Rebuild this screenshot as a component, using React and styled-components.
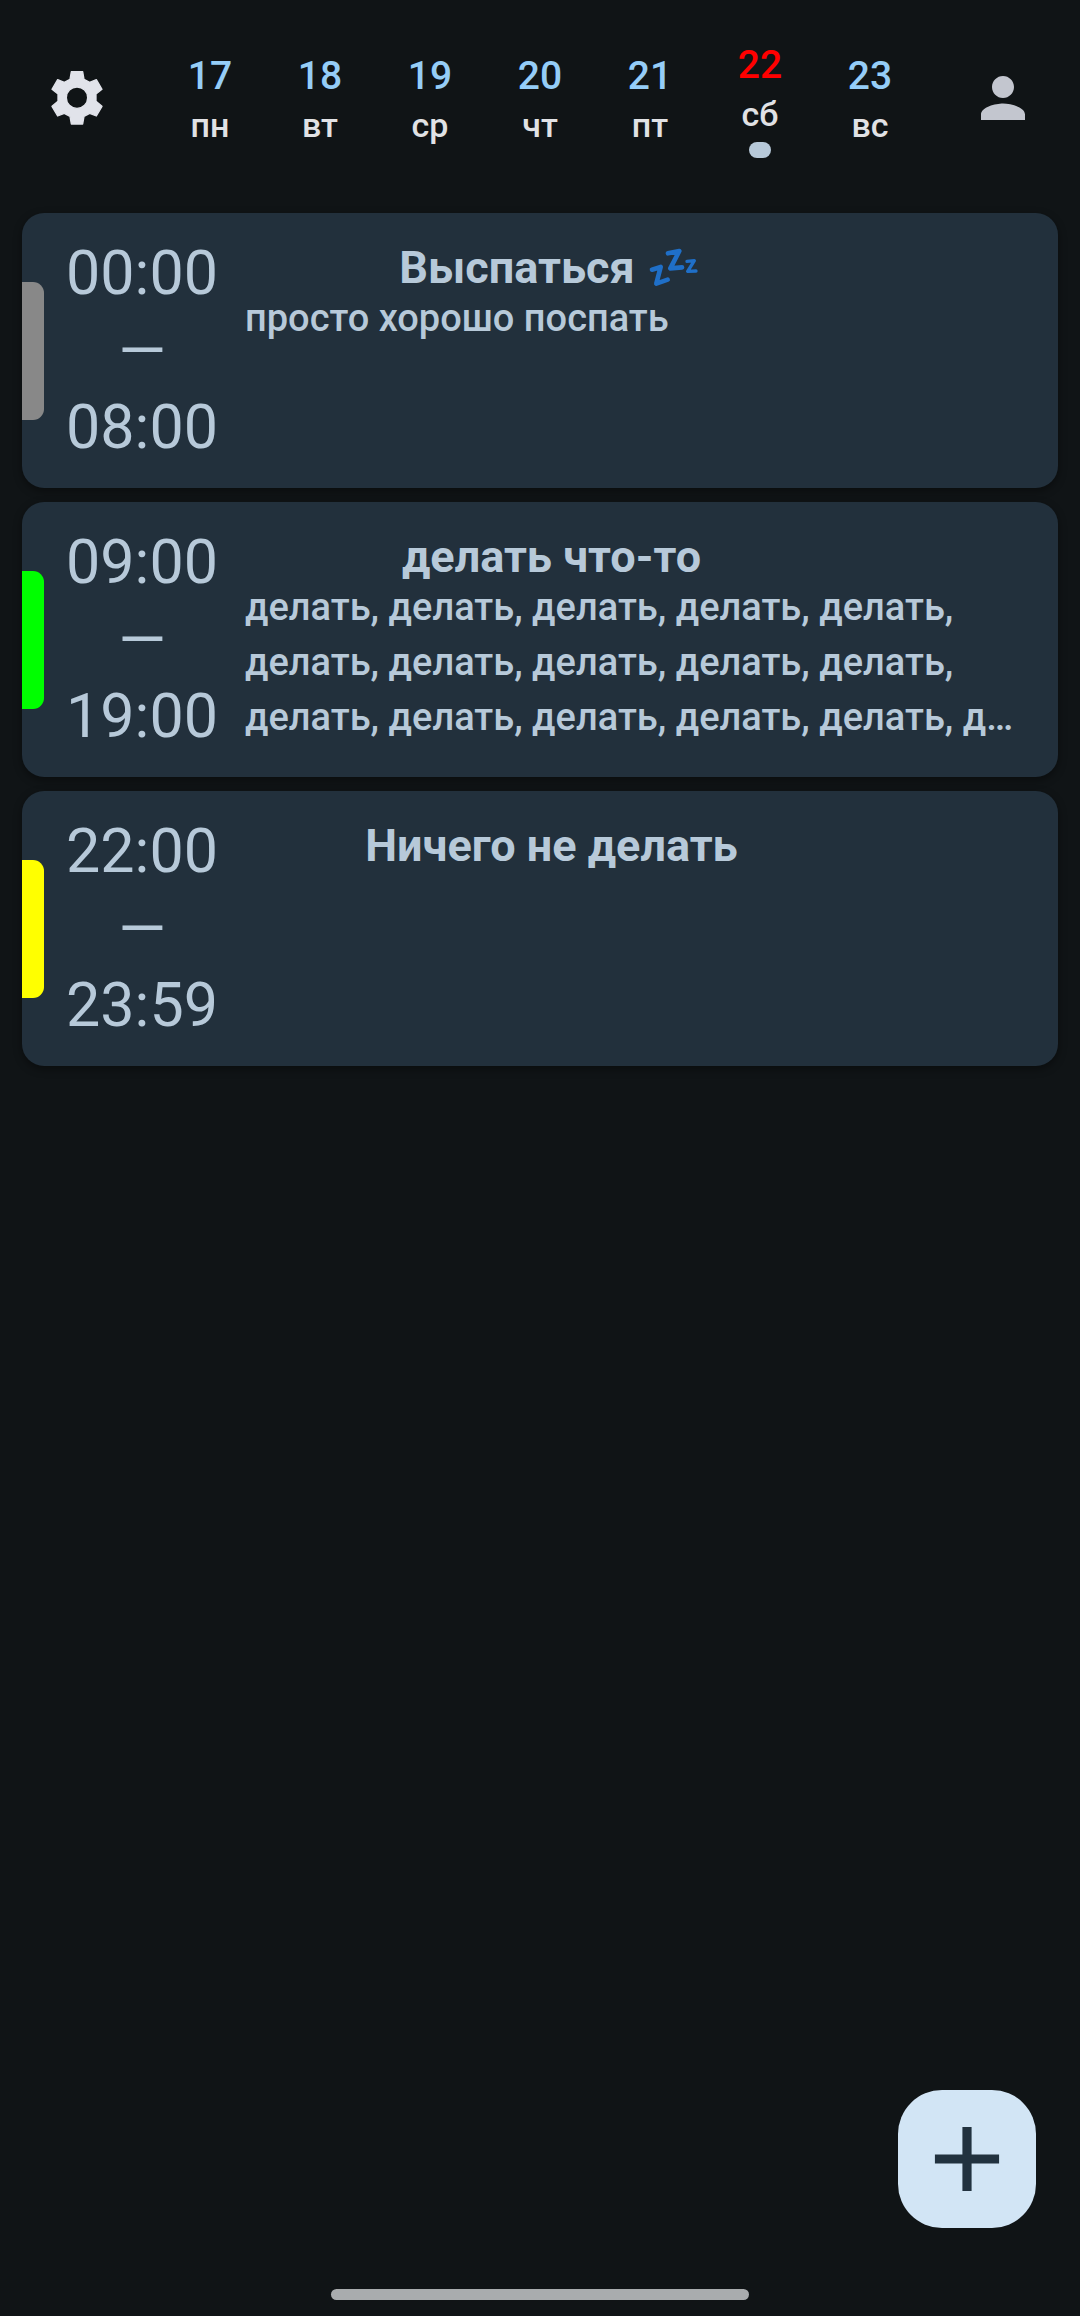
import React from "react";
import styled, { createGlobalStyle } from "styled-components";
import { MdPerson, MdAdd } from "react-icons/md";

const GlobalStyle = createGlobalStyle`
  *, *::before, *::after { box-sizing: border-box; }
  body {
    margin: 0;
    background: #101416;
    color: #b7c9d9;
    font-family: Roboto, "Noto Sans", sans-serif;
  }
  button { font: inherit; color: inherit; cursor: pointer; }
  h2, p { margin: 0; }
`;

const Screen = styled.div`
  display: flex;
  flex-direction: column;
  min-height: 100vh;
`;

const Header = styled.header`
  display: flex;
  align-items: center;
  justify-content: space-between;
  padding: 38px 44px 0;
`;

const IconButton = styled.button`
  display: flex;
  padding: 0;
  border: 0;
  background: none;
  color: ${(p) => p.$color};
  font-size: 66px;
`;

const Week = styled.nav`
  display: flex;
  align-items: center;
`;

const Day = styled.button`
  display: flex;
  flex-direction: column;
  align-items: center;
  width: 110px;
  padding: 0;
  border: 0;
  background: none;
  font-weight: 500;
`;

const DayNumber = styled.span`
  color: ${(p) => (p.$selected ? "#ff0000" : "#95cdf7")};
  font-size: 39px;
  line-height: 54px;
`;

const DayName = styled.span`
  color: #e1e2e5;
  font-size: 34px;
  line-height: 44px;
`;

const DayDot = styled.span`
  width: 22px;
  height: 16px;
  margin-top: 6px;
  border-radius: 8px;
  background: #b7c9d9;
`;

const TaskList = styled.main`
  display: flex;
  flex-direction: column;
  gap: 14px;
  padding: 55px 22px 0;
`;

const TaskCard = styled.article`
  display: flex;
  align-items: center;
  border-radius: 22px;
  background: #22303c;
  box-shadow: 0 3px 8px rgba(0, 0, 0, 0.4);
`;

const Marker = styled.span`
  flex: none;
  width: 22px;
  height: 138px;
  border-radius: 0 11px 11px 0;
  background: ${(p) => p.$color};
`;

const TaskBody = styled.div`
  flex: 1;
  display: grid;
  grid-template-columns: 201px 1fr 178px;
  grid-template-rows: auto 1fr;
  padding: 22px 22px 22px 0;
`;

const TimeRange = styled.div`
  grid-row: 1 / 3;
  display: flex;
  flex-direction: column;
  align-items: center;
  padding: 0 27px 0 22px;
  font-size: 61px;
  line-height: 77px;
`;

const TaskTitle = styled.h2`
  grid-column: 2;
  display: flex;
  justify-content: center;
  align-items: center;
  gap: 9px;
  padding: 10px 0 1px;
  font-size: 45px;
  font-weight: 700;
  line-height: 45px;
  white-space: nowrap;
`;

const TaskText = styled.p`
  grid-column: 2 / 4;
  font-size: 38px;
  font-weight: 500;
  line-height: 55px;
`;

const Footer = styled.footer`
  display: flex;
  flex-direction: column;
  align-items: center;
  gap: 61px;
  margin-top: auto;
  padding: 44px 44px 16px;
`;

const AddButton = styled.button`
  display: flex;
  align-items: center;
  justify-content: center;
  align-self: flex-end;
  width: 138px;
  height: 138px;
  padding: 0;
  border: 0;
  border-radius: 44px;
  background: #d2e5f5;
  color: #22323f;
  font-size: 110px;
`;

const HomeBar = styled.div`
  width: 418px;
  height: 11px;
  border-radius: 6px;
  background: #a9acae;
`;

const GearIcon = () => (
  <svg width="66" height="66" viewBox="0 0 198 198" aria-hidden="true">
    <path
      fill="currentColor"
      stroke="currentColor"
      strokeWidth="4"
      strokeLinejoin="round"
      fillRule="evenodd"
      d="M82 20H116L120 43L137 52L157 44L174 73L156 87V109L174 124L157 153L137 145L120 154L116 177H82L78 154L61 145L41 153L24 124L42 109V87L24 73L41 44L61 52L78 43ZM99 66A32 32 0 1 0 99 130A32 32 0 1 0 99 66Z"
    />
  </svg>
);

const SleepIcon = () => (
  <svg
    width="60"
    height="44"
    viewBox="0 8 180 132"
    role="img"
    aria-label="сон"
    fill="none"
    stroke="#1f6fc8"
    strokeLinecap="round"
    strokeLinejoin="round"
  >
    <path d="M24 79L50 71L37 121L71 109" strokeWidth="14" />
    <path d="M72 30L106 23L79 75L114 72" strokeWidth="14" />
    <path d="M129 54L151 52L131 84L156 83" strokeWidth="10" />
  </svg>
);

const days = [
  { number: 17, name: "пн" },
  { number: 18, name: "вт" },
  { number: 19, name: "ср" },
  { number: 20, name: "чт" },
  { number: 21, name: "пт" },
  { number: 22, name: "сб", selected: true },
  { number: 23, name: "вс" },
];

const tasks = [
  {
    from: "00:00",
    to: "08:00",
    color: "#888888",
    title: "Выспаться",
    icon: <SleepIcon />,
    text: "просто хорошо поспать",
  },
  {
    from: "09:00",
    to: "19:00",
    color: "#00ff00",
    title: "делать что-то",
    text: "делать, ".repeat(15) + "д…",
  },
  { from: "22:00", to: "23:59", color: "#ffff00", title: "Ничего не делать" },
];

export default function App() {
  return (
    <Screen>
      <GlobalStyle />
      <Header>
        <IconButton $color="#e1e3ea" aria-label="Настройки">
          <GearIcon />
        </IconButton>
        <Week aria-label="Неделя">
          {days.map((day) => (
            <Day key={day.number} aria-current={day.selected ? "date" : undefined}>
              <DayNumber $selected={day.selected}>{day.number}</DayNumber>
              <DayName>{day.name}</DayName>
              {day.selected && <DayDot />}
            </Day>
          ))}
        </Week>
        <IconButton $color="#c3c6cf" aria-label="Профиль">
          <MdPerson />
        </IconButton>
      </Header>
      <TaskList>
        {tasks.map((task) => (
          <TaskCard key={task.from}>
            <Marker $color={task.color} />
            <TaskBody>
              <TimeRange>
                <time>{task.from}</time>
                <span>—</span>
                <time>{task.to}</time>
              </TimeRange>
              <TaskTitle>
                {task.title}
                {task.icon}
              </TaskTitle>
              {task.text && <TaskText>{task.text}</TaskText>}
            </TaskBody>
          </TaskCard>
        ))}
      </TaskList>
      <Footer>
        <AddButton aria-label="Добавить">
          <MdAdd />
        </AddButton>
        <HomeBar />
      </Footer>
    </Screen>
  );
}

* Your goal:
Reproduce the material word for word. Any pictures should be left out of the copy.

* Exercise response:
Rebuild this screenshot as a component, using React and styled-components.
import React from "react";
import styled, { createGlobalStyle } from "styled-components";
import { MdPerson, MdAdd } from "react-icons/md";

const GlobalStyle = createGlobalStyle`
  *, *::before, *::after { box-sizing: border-box; }
  body {
    margin: 0;
    background: #101416;
    color: #b7c9d9;
    font-family: Roboto, "Noto Sans", sans-serif;
  }
  button { font: inherit; color: inherit; cursor: pointer; }
  h2, p { margin: 0; }
`;

const Screen = styled.div`
  display: flex;
  flex-direction: column;
  min-height: 100vh;
`;

const Header = styled.header`
  display: flex;
  align-items: center;
  justify-content: space-between;
  padding: 38px 44px 0;
`;

const IconButton = styled.button`
  display: flex;
  padding: 0;
  border: 0;
  background: none;
  color: ${(p) => p.$color};
  font-size: 66px;
`;

const Week = styled.nav`
  display: flex;
  align-items: center;
`;

const Day = styled.button`
  display: flex;
  flex-direction: column;
  align-items: center;
  width: 110px;
  padding: 0;
  border: 0;
  background: none;
  font-weight: 500;
`;

const DayNumber = styled.span`
  color: ${(p) => (p.$selected ? "#ff0000" : "#95cdf7")};
  font-size: 39px;
  line-height: 54px;
`;

const DayName = styled.span`
  color: #e1e2e5;
  font-size: 34px;
  line-height: 44px;
`;

const DayDot = styled.span`
  width: 22px;
  height: 16px;
  margin-top: 6px;
  border-radius: 8px;
  background: #b7c9d9;
`;

const TaskList = styled.main`
  display: flex;
  flex-direction: column;
  gap: 14px;
  padding: 55px 22px 0;
`;

const TaskCard = styled.article`
  display: flex;
  align-items: center;
  border-radius: 22px;
  background: #22303c;
  box-shadow: 0 3px 8px rgba(0, 0, 0, 0.4);
`;

const Marker = styled.span`
  flex: none;
  width: 22px;
  height: 138px;
  border-radius: 0 11px 11px 0;
  background: ${(p) => p.$color};
`;

const TaskBody = styled.div`
  flex: 1;
  display: grid;
  grid-template-columns: 201px 1fr 178px;
  grid-template-rows: auto 1fr;
  padding: 22px 22px 22px 0;
`;

const TimeRange = styled.div`
  grid-row: 1 / 3;
  display: flex;
  flex-direction: column;
  align-items: center;
  padding: 0 27px 0 22px;
  font-size: 61px;
  line-height: 77px;
`;

const TaskTitle = styled.h2`
  grid-column: 2;
  display: flex;
  justify-content: center;
  align-items: center;
  gap: 9px;
  padding: 10px 0 1px;
  font-size: 45px;
  font-weight: 700;
  line-height: 45px;
  white-space: nowrap;
`;

const TaskText = styled.p`
  grid-column: 2 / 4;
  font-size: 38px;
  font-weight: 500;
  line-height: 55px;
`;

const Footer = styled.footer`
  display: flex;
  flex-direction: column;
  align-items: center;
  gap: 61px;
  margin-top: auto;
  padding: 44px 44px 16px;
`;

const AddButton = styled.button`
  display: flex;
  align-items: center;
  justify-content: center;
  align-self: flex-end;
  width: 138px;
  height: 138px;
  padding: 0;
  border: 0;
  border-radius: 44px;
  background: #d2e5f5;
  color: #22323f;
  font-size: 110px;
`;

const HomeBar = styled.div`
  width: 418px;
  height: 11px;
  border-radius: 6px;
  background: #a9acae;
`;

const GearIcon = () => (
  <svg width="66" height="66" viewBox="0 0 198 198" aria-hidden="true">
    <path
      fill="currentColor"
      stroke="currentColor"
      strokeWidth="4"
      strokeLinejoin="round"
      fillRule="evenodd"
      d="M82 20H116L120 43L137 52L157 44L174 73L156 87V109L174 124L157 153L137 145L120 154L116 177H82L78 154L61 145L41 153L24 124L42 109V87L24 73L41 44L61 52L78 43ZM99 66A32 32 0 1 0 99 130A32 32 0 1 0 99 66Z"
    />
  </svg>
);

const SleepIcon = () => (
  <svg
    width="60"
    height="44"
    viewBox="0 8 180 132"
    role="img"
    aria-label="сон"
    fill="none"
    stroke="#1f6fc8"
    strokeLinecap="round"
    strokeLinejoin="round"
  >
    <path d="M24 79L50 71L37 121L71 109" strokeWidth="14" />
    <path d="M72 30L106 23L79 75L114 72" strokeWidth="14" />
    <path d="M129 54L151 52L131 84L156 83" strokeWidth="10" />
  </svg>
);

const days = [
  { number: 17, name: "пн" },
  { number: 18, name: "вт" },
  { number: 19, name: "ср" },
  { number: 20, name: "чт" },
  { number: 21, name: "пт" },
  { number: 22, name: "сб", selected: true },
  { number: 23, name: "вс" },
];

const tasks = [
  {
    from: "00:00",
    to: "08:00",
    color: "#888888",
    title: "Выспаться",
    icon: <SleepIcon />,
    text: "просто хорошо поспать",
  },
  {
    from: "09:00",
    to: "19:00",
    color: "#00ff00",
    title: "делать что-то",
    text: "делать, ".repeat(15) + "д…",
  },
  { from: "22:00", to: "23:59", color: "#ffff00", title: "Ничего не делать" },
];

export default function App() {
  return (
    <Screen>
      <GlobalStyle />
      <Header>
        <IconButton $color="#e1e3ea" aria-label="Настройки">
          <GearIcon />
        </IconButton>
        <Week aria-label="Неделя">
          {days.map((day) => (
            <Day key={day.number} aria-current={day.selected ? "date" : undefined}>
              <DayNumber $selected={day.selected}>{day.number}</DayNumber>
              <DayName>{day.name}</DayName>
              {day.selected && <DayDot />}
            </Day>
          ))}
        </Week>
        <IconButton $color="#c3c6cf" aria-label="Профиль">
          <MdPerson />
        </IconButton>
      </Header>
      <TaskList>
        {tasks.map((task) => (
          <TaskCard key={task.from}>
            <Marker $color={task.color} />
            <TaskBody>
              <TimeRange>
                <time>{task.from}</time>
                <span>—</span>
                <time>{task.to}</time>
              </TimeRange>
              <TaskTitle>
                {task.title}
                {task.icon}
              </TaskTitle>
              {task.text && <TaskText>{task.text}</TaskText>}
            </TaskBody>
          </TaskCard>
        ))}
      </TaskList>
      <Footer>
        <AddButton aria-label="Добавить">
          <MdAdd />
        </AddButton>
        <HomeBar />
      </Footer>
    </Screen>
  );
}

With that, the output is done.